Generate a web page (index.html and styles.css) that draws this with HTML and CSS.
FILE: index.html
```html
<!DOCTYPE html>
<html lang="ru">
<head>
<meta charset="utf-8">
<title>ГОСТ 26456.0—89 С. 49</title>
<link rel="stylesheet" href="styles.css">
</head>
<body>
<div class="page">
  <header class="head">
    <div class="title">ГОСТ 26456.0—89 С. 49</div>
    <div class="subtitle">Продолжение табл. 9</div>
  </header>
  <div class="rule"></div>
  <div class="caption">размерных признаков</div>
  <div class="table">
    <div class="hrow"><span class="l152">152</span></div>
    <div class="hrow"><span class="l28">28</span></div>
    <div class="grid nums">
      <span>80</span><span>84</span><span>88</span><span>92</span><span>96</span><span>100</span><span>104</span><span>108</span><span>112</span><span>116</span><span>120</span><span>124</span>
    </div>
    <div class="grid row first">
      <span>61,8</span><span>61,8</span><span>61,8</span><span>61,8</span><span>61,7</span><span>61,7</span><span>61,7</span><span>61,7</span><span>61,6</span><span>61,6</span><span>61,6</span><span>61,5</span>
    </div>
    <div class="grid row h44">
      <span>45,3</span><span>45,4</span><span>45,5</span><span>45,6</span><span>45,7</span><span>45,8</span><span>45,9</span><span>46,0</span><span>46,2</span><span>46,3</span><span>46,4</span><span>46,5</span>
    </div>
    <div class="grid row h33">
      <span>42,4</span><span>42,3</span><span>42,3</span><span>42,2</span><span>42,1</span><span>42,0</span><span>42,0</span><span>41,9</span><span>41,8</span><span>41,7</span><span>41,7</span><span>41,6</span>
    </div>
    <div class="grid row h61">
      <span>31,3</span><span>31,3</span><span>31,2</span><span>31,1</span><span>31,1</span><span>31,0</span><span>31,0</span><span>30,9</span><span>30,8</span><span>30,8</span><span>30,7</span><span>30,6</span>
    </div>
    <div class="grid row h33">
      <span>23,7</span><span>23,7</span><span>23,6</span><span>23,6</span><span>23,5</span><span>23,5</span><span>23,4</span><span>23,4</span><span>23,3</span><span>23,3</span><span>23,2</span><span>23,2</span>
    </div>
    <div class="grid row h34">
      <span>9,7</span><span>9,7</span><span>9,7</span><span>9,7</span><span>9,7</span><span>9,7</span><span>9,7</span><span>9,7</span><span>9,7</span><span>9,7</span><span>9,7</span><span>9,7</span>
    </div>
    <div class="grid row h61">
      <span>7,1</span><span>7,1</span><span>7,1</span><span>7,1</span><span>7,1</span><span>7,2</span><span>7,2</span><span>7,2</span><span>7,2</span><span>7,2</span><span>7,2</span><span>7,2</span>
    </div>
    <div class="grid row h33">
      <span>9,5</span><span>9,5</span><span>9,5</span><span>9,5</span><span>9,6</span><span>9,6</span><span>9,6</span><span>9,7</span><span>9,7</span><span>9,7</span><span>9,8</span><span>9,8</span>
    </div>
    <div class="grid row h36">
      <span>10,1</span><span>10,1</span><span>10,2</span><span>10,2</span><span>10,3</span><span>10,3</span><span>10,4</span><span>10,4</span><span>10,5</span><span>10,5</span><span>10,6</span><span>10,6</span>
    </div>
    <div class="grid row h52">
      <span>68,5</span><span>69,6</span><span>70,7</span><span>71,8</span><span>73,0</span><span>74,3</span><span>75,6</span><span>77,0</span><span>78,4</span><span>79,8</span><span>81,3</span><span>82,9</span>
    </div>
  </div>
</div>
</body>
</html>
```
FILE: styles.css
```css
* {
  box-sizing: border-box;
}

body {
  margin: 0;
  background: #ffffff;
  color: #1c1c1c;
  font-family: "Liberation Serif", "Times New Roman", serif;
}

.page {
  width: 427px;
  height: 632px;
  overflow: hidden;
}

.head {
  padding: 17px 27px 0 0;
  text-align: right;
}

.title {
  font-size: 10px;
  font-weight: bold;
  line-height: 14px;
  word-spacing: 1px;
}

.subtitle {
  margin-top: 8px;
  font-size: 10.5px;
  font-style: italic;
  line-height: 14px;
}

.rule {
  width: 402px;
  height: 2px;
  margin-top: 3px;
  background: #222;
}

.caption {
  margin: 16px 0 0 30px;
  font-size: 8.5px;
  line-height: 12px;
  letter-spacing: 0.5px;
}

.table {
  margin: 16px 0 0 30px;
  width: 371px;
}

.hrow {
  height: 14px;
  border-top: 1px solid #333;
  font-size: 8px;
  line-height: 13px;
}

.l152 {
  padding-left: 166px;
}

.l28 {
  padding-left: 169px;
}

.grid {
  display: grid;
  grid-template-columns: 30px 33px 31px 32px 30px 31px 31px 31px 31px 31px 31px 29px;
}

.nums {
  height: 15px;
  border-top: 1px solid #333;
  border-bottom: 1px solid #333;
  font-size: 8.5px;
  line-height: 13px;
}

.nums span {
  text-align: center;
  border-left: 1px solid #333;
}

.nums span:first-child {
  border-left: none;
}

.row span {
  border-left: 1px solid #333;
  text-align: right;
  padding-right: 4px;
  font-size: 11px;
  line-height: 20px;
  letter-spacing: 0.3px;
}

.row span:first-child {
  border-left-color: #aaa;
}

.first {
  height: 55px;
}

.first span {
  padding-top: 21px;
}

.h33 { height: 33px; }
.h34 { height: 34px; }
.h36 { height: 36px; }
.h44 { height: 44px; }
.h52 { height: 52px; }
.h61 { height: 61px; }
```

...

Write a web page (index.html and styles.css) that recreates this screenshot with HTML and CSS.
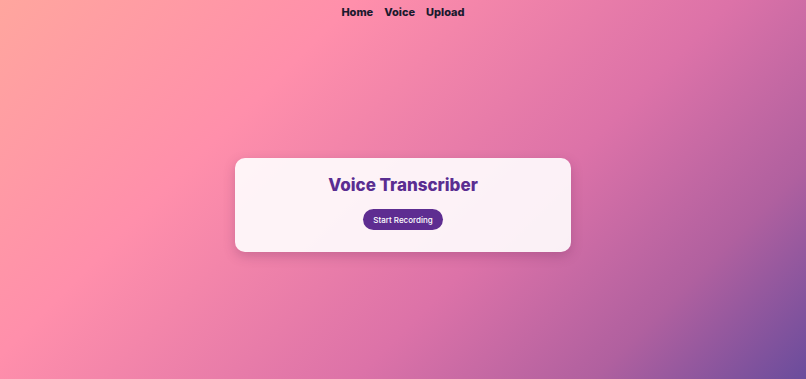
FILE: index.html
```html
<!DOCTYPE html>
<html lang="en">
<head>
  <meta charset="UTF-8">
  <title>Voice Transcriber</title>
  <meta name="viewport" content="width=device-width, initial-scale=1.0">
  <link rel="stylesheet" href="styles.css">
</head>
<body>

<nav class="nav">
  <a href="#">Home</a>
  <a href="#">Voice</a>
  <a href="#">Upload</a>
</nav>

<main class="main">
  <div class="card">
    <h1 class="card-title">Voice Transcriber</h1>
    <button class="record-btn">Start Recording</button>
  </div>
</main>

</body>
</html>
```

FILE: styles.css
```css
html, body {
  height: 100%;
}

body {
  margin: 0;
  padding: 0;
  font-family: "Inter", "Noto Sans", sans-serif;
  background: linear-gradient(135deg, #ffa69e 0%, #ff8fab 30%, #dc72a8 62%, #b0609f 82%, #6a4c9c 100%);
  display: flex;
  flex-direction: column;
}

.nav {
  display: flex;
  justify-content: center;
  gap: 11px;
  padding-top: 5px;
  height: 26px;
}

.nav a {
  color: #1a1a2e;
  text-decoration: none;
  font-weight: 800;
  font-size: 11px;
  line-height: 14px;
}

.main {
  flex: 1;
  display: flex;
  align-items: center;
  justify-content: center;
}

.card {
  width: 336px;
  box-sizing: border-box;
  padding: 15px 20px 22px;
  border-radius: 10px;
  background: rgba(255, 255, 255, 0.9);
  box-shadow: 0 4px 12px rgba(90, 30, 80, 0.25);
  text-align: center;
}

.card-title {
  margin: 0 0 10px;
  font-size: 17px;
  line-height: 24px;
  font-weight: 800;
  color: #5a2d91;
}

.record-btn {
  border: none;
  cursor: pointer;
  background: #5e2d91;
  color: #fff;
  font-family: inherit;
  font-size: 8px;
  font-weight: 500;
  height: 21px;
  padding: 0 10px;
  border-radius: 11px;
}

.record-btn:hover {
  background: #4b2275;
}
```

---

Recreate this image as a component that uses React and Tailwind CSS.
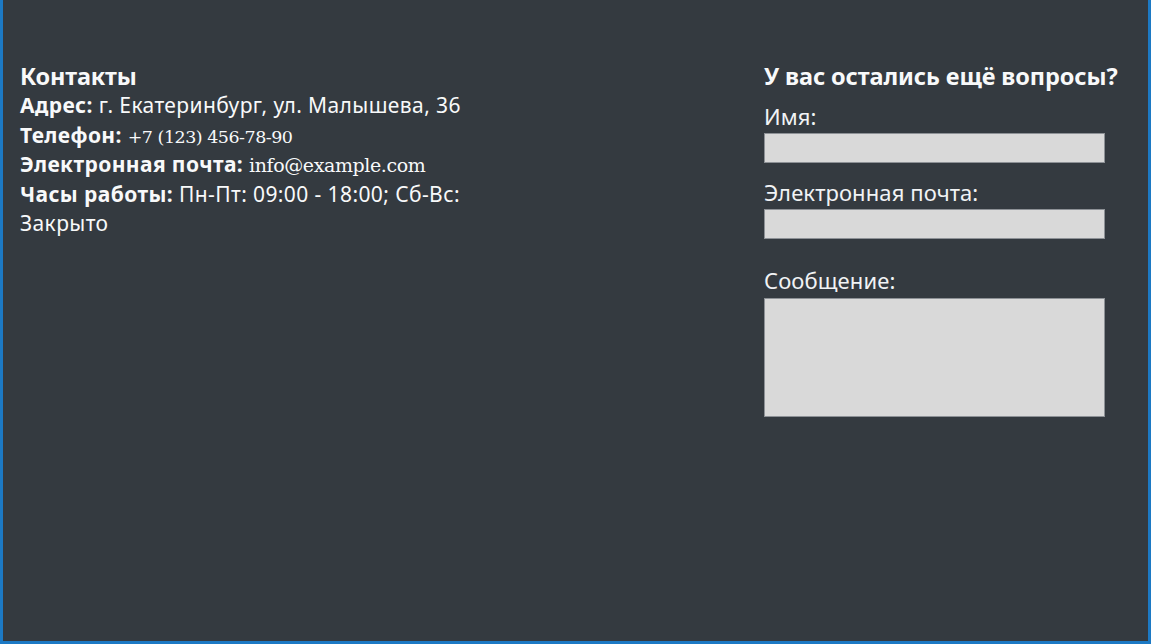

* **Exercise details**
Collect each line above holding the string "this".

* **Task response**
Generate a web page (index.html and styles.css) that draws this with HTML and CSS.
Write a web page (index.html and styles.css) that recreates this screenshot with HTML and CSS.
Recreate this image as a component that uses React and Tailwind CSS.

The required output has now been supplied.